For many real deployments, the RTX 4090 is not “old”; it is simply known. That known behavior can be a major advantage in production engineering.

Hosting or colocation in Hong Kong?

Some teams need hosting, where the full server is provided and managed as a ready-to-deploy platform. Others need colocation, where they bring their own hardware and place it in a Hong Kong facility. The right model depends on how tightly you need to control BIOS settings, board selection, storage layout, and fleet uniformity.

Hosting is usually the fastest path for product teams that want to focus on deployment and service delivery. Colocation fits organizations with existing hardware standards, custom rack design, or strict procurement workflows. For either route, the same technical logic applies: match the GPU to the actual compute profile, and make sure the surrounding platform is not the hidden bottleneck.

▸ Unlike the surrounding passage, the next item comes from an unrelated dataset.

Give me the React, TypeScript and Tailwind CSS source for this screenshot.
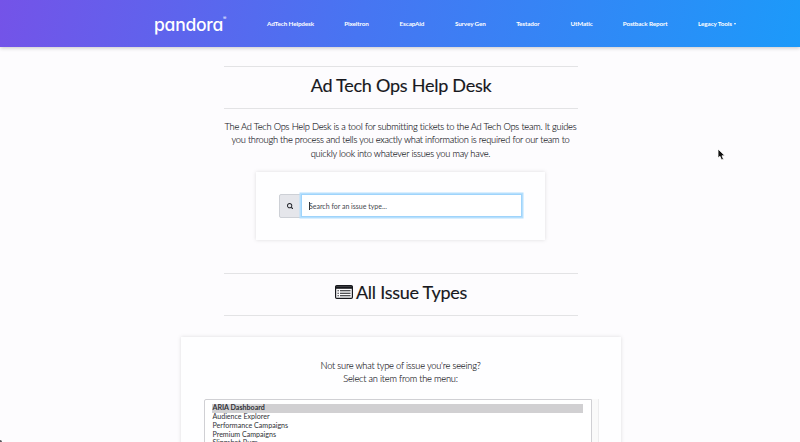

Final verdict for technical buyers

For geeky, infrastructure-minded buyers, the decision is refreshingly simple once the noise is removed. Choose an RTX 5090 server in Hong Kong when you need more memory headroom, broader workload tolerance, and better runway for future model growth. Choose an RTX 4090 server in Hong Kong when your stack is already efficient, your workloads are bounded, and you value a mature, well-understood deployment profile. In both cases, the value of Hong Kong GPU server hosting comes from the combination of capable accelerators and a regionally strategic network location, not from headline specs alone. That is the lens technical teams should use when comparing RTX 5090 server, RTX 4090 server, and long-term GPU hosting strategy.